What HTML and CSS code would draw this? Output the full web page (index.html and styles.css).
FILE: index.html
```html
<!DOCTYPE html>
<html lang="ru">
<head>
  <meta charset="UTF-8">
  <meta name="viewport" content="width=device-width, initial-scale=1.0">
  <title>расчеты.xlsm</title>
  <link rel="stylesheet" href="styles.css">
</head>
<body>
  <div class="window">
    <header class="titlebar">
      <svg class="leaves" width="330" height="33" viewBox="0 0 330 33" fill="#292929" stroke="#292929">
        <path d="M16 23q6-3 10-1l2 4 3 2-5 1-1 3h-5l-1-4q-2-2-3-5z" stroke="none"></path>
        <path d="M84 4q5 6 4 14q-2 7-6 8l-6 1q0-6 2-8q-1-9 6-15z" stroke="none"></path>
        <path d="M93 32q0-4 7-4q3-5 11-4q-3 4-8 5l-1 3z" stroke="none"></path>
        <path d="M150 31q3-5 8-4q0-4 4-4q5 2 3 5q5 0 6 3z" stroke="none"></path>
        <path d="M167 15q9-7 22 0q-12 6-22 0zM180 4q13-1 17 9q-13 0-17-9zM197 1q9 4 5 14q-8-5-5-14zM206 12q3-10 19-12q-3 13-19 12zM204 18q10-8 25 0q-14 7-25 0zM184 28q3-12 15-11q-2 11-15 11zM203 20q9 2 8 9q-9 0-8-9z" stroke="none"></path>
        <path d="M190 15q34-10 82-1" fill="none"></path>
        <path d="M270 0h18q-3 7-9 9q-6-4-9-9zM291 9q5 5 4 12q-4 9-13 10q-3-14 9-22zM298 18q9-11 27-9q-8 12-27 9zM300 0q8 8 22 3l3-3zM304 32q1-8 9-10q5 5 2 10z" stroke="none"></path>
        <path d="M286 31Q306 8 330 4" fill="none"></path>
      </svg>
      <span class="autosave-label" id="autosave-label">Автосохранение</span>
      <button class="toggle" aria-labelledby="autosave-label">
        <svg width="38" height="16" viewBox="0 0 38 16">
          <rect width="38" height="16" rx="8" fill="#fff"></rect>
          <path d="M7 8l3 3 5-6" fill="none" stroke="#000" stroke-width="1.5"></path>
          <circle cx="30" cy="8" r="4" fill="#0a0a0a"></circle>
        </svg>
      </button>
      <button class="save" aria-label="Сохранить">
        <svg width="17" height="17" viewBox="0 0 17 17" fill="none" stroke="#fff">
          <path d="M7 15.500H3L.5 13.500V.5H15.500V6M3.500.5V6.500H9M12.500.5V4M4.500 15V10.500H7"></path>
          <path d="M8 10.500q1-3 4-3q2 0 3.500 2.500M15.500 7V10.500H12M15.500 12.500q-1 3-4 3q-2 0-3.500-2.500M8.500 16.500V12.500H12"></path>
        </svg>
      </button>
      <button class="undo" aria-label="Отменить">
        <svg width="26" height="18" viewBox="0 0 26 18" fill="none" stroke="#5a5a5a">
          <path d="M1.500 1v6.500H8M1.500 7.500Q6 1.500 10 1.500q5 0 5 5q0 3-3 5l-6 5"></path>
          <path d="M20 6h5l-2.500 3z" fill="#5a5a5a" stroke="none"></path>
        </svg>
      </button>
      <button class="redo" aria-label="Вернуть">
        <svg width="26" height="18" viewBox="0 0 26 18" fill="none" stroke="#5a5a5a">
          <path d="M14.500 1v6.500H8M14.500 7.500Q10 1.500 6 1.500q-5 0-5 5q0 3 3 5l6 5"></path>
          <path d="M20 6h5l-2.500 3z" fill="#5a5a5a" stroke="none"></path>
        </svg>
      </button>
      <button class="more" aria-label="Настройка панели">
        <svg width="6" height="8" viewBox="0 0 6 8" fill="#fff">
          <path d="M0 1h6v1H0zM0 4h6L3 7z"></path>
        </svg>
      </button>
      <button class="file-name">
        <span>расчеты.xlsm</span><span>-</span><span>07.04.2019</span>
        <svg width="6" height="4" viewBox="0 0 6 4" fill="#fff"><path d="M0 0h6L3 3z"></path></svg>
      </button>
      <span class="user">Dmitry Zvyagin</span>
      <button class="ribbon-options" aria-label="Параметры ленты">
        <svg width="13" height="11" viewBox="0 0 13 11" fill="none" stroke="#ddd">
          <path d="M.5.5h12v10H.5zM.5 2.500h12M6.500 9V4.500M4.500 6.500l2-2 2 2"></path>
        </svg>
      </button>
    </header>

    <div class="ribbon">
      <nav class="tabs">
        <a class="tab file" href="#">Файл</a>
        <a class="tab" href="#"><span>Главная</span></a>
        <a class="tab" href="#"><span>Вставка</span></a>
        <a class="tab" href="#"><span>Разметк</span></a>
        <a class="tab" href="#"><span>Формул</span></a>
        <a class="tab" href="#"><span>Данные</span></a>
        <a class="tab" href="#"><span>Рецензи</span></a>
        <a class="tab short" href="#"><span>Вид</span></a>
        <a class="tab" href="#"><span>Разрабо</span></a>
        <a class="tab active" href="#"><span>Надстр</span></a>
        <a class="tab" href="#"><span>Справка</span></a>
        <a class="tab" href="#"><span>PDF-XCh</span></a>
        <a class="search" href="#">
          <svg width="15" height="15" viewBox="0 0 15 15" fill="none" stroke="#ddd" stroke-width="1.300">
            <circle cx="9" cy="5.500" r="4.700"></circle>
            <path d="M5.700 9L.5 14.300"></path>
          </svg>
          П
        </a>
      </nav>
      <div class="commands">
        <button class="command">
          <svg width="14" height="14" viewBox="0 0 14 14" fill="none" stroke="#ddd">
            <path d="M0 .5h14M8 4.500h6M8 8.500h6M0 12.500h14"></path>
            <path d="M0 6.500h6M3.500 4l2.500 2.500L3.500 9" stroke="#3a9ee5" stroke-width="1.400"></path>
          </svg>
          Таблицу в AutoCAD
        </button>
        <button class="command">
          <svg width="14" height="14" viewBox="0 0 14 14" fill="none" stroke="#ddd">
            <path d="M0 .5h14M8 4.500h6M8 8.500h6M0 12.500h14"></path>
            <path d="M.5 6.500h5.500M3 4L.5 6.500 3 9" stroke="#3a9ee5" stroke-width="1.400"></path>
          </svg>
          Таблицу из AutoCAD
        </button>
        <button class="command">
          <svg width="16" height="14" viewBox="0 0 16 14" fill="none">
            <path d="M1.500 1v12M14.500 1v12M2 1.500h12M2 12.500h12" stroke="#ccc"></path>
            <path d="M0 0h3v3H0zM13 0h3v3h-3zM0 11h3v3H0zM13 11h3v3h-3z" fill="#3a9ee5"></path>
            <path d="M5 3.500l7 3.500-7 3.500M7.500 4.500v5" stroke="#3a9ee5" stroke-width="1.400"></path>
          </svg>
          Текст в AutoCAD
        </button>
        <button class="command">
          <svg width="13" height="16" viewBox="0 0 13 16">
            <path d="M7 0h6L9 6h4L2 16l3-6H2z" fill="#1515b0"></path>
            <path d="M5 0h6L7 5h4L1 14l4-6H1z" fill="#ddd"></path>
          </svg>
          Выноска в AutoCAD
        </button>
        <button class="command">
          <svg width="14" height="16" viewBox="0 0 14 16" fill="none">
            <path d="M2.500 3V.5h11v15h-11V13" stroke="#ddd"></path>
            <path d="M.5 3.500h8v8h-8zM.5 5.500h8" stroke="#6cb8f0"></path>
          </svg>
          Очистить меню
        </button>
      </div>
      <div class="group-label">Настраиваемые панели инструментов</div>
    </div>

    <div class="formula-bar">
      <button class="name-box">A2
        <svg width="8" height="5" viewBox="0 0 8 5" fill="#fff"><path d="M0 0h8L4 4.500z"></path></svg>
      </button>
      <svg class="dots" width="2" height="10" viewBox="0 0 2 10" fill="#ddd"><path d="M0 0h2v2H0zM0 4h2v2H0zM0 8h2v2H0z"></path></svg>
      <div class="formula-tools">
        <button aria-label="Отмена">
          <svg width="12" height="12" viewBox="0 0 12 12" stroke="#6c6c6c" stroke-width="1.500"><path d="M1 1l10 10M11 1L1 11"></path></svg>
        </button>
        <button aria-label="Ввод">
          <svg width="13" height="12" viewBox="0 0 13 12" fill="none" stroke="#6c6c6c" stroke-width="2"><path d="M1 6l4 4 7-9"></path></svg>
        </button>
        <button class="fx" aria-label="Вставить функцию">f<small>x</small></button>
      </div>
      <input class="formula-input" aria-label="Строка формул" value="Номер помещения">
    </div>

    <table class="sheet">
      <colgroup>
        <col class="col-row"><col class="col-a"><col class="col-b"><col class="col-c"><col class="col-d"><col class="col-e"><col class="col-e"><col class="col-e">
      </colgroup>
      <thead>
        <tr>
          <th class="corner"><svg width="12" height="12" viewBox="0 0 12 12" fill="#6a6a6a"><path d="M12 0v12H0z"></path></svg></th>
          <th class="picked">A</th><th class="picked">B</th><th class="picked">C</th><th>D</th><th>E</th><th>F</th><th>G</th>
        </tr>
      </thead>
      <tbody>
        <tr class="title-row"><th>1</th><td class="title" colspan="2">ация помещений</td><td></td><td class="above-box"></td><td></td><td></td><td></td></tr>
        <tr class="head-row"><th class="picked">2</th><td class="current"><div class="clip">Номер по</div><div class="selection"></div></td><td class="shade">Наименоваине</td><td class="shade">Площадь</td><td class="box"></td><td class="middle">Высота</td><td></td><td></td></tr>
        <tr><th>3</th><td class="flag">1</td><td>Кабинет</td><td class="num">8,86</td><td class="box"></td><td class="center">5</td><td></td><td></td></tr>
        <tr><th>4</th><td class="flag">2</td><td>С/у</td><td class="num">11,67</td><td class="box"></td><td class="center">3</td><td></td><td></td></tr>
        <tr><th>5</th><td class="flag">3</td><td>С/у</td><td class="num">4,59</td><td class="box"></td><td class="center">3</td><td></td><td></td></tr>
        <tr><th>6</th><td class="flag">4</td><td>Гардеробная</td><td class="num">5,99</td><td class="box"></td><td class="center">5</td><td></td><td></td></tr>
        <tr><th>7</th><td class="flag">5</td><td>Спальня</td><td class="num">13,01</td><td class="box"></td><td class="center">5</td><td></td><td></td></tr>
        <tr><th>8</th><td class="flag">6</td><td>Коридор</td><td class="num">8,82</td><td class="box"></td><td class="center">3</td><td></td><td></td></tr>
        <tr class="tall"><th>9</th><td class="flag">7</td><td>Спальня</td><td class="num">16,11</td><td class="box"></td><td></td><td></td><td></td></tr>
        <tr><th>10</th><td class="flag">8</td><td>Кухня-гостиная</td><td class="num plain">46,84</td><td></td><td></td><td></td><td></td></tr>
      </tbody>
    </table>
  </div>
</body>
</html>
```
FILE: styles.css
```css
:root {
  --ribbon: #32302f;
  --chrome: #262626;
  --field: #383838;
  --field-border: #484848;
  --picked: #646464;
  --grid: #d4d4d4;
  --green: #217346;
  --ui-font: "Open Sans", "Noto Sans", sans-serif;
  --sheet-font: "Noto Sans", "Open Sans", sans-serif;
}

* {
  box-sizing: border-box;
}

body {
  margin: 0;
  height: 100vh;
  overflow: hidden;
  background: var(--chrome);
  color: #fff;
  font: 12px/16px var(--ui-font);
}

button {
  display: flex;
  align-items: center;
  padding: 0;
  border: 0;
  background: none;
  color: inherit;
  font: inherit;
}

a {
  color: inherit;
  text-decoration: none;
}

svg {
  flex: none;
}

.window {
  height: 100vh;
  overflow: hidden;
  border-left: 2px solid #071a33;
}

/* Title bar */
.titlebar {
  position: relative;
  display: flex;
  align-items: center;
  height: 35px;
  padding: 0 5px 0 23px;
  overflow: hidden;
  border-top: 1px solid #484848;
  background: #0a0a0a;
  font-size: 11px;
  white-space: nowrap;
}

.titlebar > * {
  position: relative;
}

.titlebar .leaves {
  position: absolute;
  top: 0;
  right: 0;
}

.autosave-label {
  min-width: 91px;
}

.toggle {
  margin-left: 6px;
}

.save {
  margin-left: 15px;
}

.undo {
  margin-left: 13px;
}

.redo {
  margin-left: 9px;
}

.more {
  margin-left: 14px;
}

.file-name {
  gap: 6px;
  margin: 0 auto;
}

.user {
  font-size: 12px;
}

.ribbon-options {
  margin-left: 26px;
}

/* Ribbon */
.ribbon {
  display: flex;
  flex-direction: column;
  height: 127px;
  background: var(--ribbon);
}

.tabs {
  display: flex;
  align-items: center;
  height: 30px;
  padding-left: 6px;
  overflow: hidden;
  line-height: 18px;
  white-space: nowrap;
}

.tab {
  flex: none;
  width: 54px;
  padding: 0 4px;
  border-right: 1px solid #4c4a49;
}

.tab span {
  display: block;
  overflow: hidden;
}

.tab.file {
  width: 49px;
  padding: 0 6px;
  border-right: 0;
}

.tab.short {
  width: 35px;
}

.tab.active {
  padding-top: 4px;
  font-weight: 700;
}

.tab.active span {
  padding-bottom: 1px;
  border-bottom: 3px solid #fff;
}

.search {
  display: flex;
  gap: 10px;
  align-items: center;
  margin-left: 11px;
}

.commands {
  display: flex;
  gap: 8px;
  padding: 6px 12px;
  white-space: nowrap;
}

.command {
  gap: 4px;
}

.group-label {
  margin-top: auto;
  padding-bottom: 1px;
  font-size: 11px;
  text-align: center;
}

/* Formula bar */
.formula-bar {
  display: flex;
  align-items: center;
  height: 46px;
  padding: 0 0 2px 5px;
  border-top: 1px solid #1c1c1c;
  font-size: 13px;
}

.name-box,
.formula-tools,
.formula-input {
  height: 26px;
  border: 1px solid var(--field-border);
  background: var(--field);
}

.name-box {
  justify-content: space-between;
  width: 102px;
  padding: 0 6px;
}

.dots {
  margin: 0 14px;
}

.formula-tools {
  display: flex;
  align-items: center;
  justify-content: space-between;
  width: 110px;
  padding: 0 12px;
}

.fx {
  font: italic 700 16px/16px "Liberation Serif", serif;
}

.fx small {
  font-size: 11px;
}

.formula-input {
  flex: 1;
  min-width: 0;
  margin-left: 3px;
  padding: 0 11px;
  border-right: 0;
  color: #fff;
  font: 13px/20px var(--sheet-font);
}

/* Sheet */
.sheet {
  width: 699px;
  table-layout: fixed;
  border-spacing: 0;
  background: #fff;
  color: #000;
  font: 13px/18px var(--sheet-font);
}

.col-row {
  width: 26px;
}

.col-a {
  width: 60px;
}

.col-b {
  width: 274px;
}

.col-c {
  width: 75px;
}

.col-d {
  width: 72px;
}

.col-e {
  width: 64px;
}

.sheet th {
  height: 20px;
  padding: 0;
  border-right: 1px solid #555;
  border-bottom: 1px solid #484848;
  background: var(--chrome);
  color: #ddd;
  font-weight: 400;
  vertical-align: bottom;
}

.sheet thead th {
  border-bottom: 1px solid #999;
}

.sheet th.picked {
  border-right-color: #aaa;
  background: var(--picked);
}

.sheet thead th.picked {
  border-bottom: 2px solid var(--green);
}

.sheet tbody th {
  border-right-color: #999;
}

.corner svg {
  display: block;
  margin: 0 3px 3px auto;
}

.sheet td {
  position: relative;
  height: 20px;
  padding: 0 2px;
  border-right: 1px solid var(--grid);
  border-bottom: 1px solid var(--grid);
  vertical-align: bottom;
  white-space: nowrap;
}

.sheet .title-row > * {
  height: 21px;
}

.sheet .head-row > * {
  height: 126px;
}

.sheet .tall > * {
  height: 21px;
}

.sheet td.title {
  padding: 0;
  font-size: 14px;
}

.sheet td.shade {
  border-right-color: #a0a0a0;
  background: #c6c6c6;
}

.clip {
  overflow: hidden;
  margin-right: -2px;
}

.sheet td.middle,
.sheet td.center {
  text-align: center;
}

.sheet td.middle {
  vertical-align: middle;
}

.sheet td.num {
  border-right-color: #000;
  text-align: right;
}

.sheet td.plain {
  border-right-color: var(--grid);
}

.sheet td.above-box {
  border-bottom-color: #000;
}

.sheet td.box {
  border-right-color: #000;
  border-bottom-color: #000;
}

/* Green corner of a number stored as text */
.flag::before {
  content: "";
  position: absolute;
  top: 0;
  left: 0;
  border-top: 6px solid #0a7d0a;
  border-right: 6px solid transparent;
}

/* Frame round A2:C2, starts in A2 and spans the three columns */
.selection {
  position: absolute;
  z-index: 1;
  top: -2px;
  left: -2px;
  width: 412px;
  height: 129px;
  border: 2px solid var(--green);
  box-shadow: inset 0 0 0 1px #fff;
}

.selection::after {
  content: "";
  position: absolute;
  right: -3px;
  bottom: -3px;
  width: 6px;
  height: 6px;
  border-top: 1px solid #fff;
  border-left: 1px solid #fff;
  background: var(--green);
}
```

-------

**Directive**
Wherever a line in the data above holds "index", copy that line.

**Written solution**
What HTML and CSS code would draw this? Output the full web page (index.html and styles.css).
FILE: index.html
  z-index: 1;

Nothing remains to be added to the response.